Resource: "We Live 24/7 in Hell": Detroit's Wayne County Jail, 1968-76

By: Dominic Coschino

July 1, 2020

https://sites.lsa.umich.edu/dcc-project/

The history of Detroit's Wayne County Jail in the late 1960s and 1970s also includes a much less well known story with lessons for today: the response of radical activists who mobilized against mass incarceration and demanded racial and economic justice. As more poor and black Detroiters flowed into the jail, radical attorneys worked with inmates to sue the county government over its conditions, but they did not stop there. They also challenged the widely accepted idea that those in the jail were dangerous criminals, instead arguing that the entire criminal justice system in Detroit deliberately operated to oppress and control poor black residents.

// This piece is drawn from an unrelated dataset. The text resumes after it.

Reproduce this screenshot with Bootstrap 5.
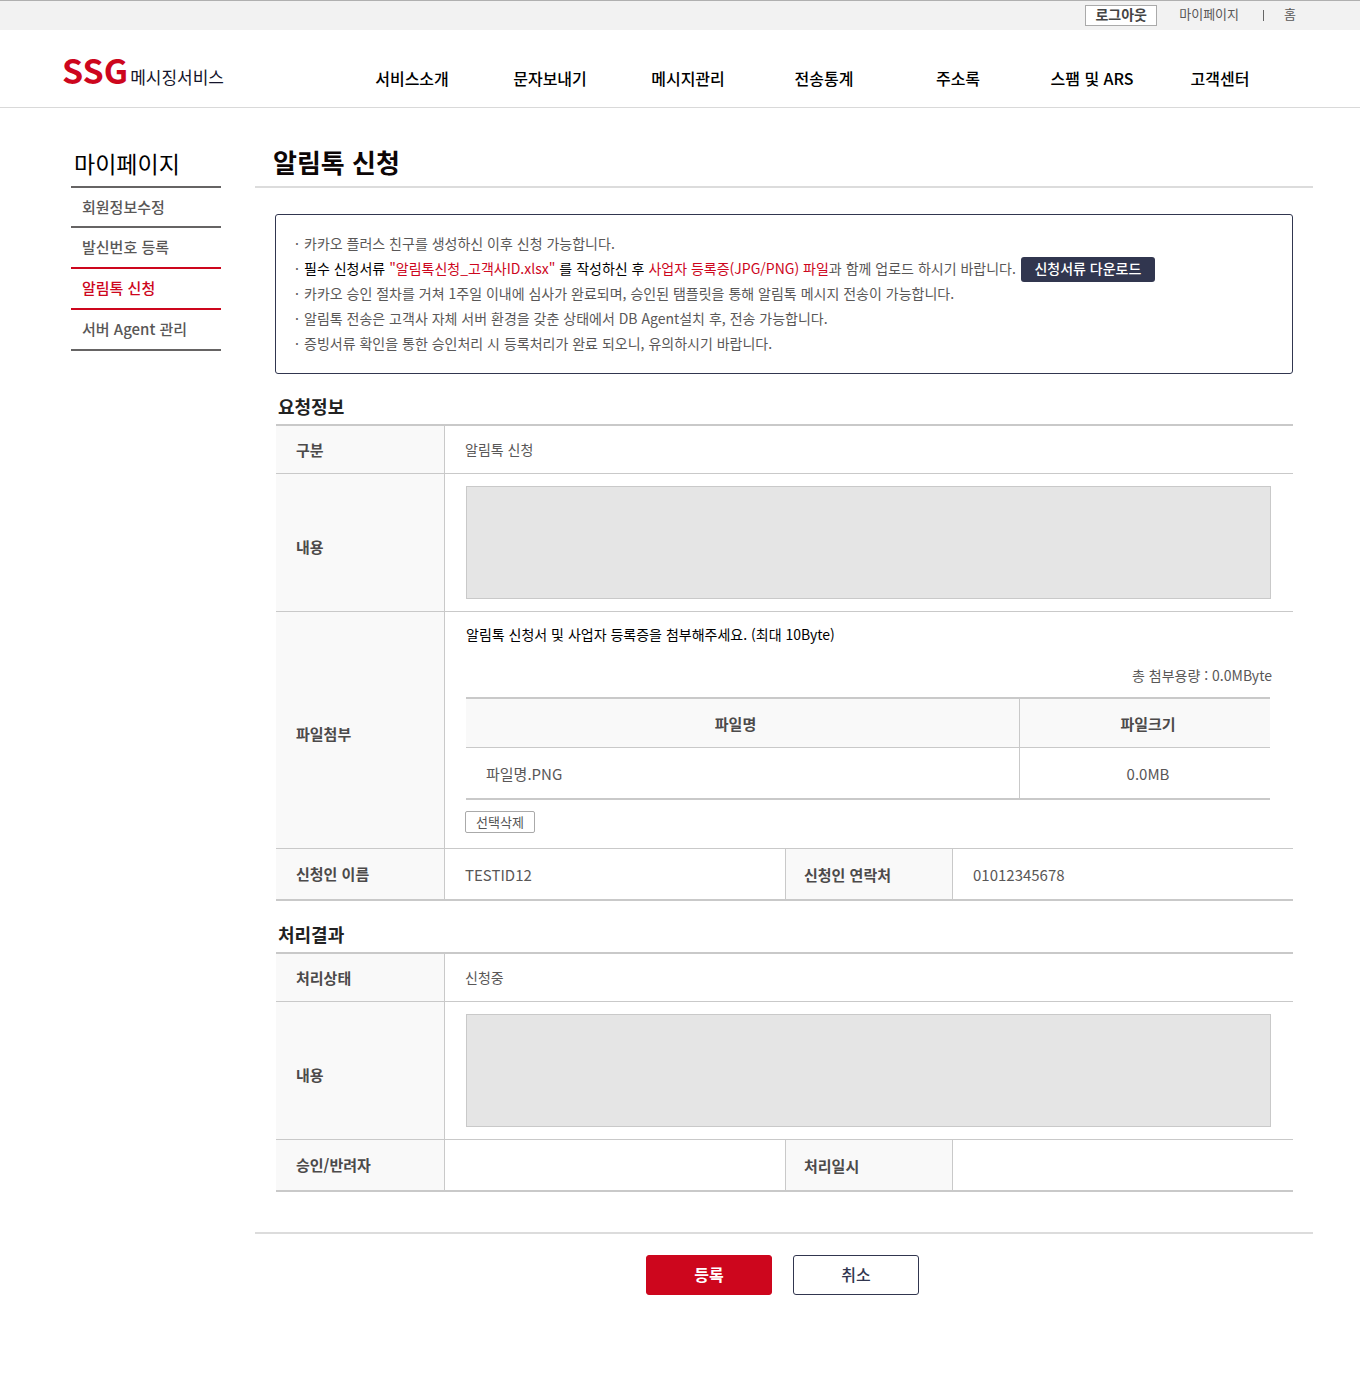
<!DOCTYPE html>
<html lang="ko">
<head>
<meta charset="utf-8">
<meta name="viewport" content="width=device-width, initial-scale=1">
<title>알림톡 신청 - SSG 메시징서비스</title>
<link href="https://cdn.jsdelivr.net/npm/bootstrap@5.3.0/dist/css/bootstrap.min.css" rel="stylesheet">
<style>
  :root { --brand: #cd061d; --navy: #31364f; --line: #c9c9c9; --soft: #dcdcdc; --ink: #595757; }
  body { font-family: "Noto Sans CJK KR", "Noto Sans", sans-serif; font-size: 14px; line-height: 20px; color: var(--ink); background: #fff; }
  a { color: inherit; text-decoration: none; }
  .util-bar { height: 30px; background: #f2f2f2; border-top: 1px solid #b0b0b0; padding-right: 64px; font-size: 13px; }
  .util-bar a { padding-bottom: 4px; }
  .btn-logout { height: 21px; width: 72px; border: 1px solid #aaa; background: #fff; color: #444; font-size: 14px; line-height: 17px; font-weight: 700; padding: 0 0 2px; margin-right: 22px; }
  .util-sep { width: 1px; height: 11px; background: #666; margin: 0 20px 0 24px; }
  .site-head { height: 78px; border-bottom: 1px solid #d9d9d9; padding: 0 79px 0 62px; }
  .logo { width: 281px; color: #14142b; font-size: 17px; padding-top: 3px; }
  .logo strong { color: var(--brand); font-size: 34px; line-height: 40px; margin-right: 2px; }
  .main-menu { display: grid; grid-template-columns: 138fr 138fr 138fr 134fr 134fr 134fr 122fr; font-size: 16px; font-weight: 500; color: #000; text-align: center; padding-top: 18px; }
  .page { padding: 38px 47px 79px 71px; gap: 34px; }
  .side { width: 150px; }
  .side h2 { font-size: 23px; line-height: 34px; height: 42px; margin: 0; padding-left: 3px; color: #000; font-weight: 400; border-bottom: 2px solid #666464; }
  .side a { display: flex; align-items: center; height: 41px; padding: 0 0 1px 11px; font-size: 15px; font-weight: 500; border-bottom: 2px solid #666464; }
  .side li:first-child a { height: 40px; }
  .side .before-current { border-color: var(--brand); }
  .side .current { border-color: var(--brand); color: var(--brand); }
  .page-title { font-size: 26px; line-height: 32px; height: 42px; margin: 0; padding-left: 18px; font-weight: 700; color: #0d0606; border-bottom: 2px solid var(--soft); }
  .body-pad { padding: 26px 20px 0; }
  .notice { font-family: "Noto Sans CJK JP", "Noto Sans CJK KR", sans-serif; border: 1px solid var(--navy); border-radius: 3px; padding: 16px 18px 17px; line-height: 25px; margin: 0; list-style: none; }
  .notice li { display: flex; gap: 4px; }
  .notice li::before { content: "·"; width: 6px; text-align: center; }
  .notice b { font-weight: 400; color: #000; }
  .notice em { font-style: normal; font-weight: 400; color: var(--brand); }
  .btn-down { background: var(--navy); color: #fff; border: 0; border-radius: 3px; height: 25px; width: 134px; font-size: 14px; line-height: 22px; font-weight: 500; padding: 0 0 3px; margin: 1px 0 -1px 1px; }
  .sec-title { font-size: 18px; line-height: 26px; margin: 19px 0 5px 3px; font-weight: 700; color: #222; }
  .sec-next { margin-top: 20px; }
  .form-grid { width: calc(100% - 1px); margin-left: 1px; table-layout: fixed; border-collapse: separate; border-spacing: 0; border-top: 2px solid var(--line); border-bottom: 1px solid var(--line); }
  .form-grid > tbody > tr > * { border-bottom: 1px solid var(--line); padding: 0 20px; vertical-align: middle; }
  .form-grid > tbody > tr > th { background: #f9f9f9; color: #4c4a4a; font-size: 15px; font-weight: 700; border-right: 1px solid var(--line); }
  .form-grid > tbody > tr > td + th { border-left: 1px solid var(--line); padding-left: 18px; }
  .form-grid > tbody > .row-sm > td { padding-bottom: 2px; }
  .form-grid > tbody > .row-md > * + * { padding-top: 2px; }
  .form-grid > tbody > .row-lg > th { padding-top: 8px; }
  .col-label { width: 169px; }
  .col-label2 { width: 168px; }
  .row-sm { height: 48px; }
  .row-md { height: 51px; font-size: 15px; }
  .form-grid > tbody > tr > td.area-cell { padding: 12px 22px 12px 21px; }
  .area-cell textarea { display: block; width: 100%; height: 113px; resize: none; background: #e5e5e5; border: 1px solid var(--line); border-radius: 0; padding: 8px; }
  .form-grid > tbody > tr > td.file-cell { padding: 12px 21px 15px 20px; }
  .file-cell .guide { color: #000; padding-left: 1px; margin-bottom: 21px; }
  .file-cell .total { text-align: right; margin-bottom: 12px; }
  .files { width: calc(100% - 3px); margin: 0 2px 11px 1px; table-layout: fixed; border-collapse: separate; border-spacing: 0; border-top: 2px solid var(--line); border-bottom: 2px solid var(--line); font-size: 15px; }
  .files th { height: 49px; background: #f9f9f9; border-bottom: 1px solid var(--line); text-align: center; color: #4c4a4a; padding: 2px 14px 0 0; }
  .files td { height: 50px; padding: 2px 20px 0; }
  .files .size { width: 251px; border-left: 1px solid var(--line); padding: 2px 0 0 6px; }
  .btn-del { display: block; width: 70px; height: 22px; border: 1px solid #aaa; border-radius: 2px; background: #fff; color: #555; font-size: 13px; line-height: 18px; padding: 0; }
  .actions { border-top: 2px solid var(--soft); margin-top: 40px; padding: 21px 3px 0 0; gap: 21px; }
  .actions button { width: 126px; height: 40px; border-radius: 3px; font-size: 16px; font-weight: 700; padding: 0 0 2px; }
  .btn-ok { background: var(--brand); border: 1px solid var(--brand); color: #fff; }
  .actions .btn-no { background: #fff; border: 1px solid var(--navy); color: var(--navy); font-weight: 500; }
</style>
</head>
<body>
<div class="util-bar d-flex justify-content-end align-items-center">
  <button type="button" class="btn-logout">로그아웃</button>
  <a href="#">마이페이지</a><span class="util-sep"></span><a href="#">홈</a>
</div>
<header class="site-head d-flex">
  <a href="#" class="logo flex-shrink-0 d-flex align-items-center"><span class="text-nowrap"><strong>SSG</strong>메시징서비스</span></a>
  <nav class="main-menu flex-grow-1 align-items-center">
    <a href="#">서비스소개</a><a href="#">문자보내기</a><a href="#">메시지관리</a><a href="#">전송통계</a><a href="#">주소록</a><a href="#">스팸 및 ARS</a><a href="#">고객센터</a>
  </nav>
</header>
<div class="page d-flex align-items-start">
  <aside class="side flex-shrink-0">
    <h2>마이페이지</h2>
    <ul class="list-unstyled mb-0">
      <li><a href="#">회원정보수정</a></li>
      <li><a href="#" class="before-current">발신번호 등록</a></li>
      <li><a href="#" class="current" aria-current="page">알림톡 신청</a></li>
      <li><a href="#">서버 Agent 관리</a></li>
    </ul>
  </aside>
  <main class="flex-grow-1">
    <h1 class="page-title">알림톡 신청</h1>
    <div class="body-pad">
      <ul class="notice">
        <li>카카오 플러스 친구를 생성하신 이후 신청 가능합니다.</li>
        <li><div><b>필수 신청서류 </b><em>"알림톡신청_고객사ID.xlsx"</em><b> 를 작성하신 후 </b><em>사업자 등록증(JPG/PNG) 파일</em>과 함께 업로드 하시기 바랍니다.</div><button type="button" class="btn-down">신청서류 다운로드</button></li>
        <li>카카오 승인 절차를 거쳐 1주일 이내에 심사가 완료되며, 승인된 탬플릿을 통해 알림톡 메시지 전송이 가능합니다.</li>
        <li>알림톡 전송은 고객사 자체 서버 환경을 갖춘 상태에서 DB Agent설치 후, 전송 가능합니다.</li>
        <li>증빙서류 확인을 통한 승인처리 시 등록처리가 완료 되오니, 유의하시기 바랍니다.</li>
      </ul>

      <h2 class="sec-title">요청정보</h2>
      <table class="form-grid">
        <colgroup><col class="col-label"><col><col class="col-label2"><col></colgroup>
        <tbody>
          <tr class="row-sm"><th scope="row">구분</th><td colspan="3">알림톡 신청</td></tr>
          <tr class="row-lg"><th scope="row"><label for="reqText">내용</label></th><td colspan="3" class="area-cell"><textarea id="reqText" readonly></textarea></td></tr>
          <tr class="row-lg">
            <th scope="row">파일첨부</th>
            <td colspan="3" class="file-cell">
              <div class="guide">알림톡 신청서 및 사업자 등록증을 첨부해주세요. (최대 10Byte)</div>
              <div class="total">총 첨부용량 : 0.0MByte</div>
              <table class="files">
                <thead><tr><th scope="col">파일명</th><th scope="col" class="size">파일크기</th></tr></thead>
                <tbody><tr><td>파일명.PNG</td><td class="size text-center">0.0MB</td></tr></tbody>
              </table>
              <button type="button" class="btn-del">선택삭제</button>
            </td>
          </tr>
          <tr class="row-md"><th scope="row">신청인 이름</th><td>TESTID12</td><th scope="row">신청인 연락처</th><td>01012345678</td></tr>
        </tbody>
      </table>

      <h2 class="sec-title sec-next">처리결과</h2>
      <table class="form-grid">
        <colgroup><col class="col-label"><col><col class="col-label2"><col></colgroup>
        <tbody>
          <tr class="row-sm"><th scope="row">처리상태</th><td colspan="3">신청중</td></tr>
          <tr class="row-lg"><th scope="row"><label for="resText">내용</label></th><td colspan="3" class="area-cell"><textarea id="resText" readonly></textarea></td></tr>
          <tr class="row-md"><th scope="row">승인/반려자</th><td></td><th scope="row">처리일시</th><td></td></tr>
        </tbody>
      </table>
    </div>
    <div class="actions d-flex justify-content-center">
      <button type="submit" class="btn-ok">등록</button>
      <button type="button" class="btn-no">취소</button>
    </div>
  </main>
</div>
<script src="https://cdn.jsdelivr.net/npm/bootstrap@5.3.0/dist/js/bootstrap.bundle.min.js"></script>
</body>
</html>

The inmates won their case, but the legal victory resulted in only modest reform of the physical conditions of the jail. The Wayne County Circuit Court continued to hold that those in jail represented some unique danger to the community. While some of the jail's worst abuses slowly improved, the city continued to arrest and imprison more people. The foundational injustice of the jail remained: the institutional criminalization of the poor, black, and mentally ill people locked inside. After almost fifty years, the legal battle continues to this day and reveals that a limited reformist approach has failed to address the real injustice of institutionalized abuse in Detroit's jail.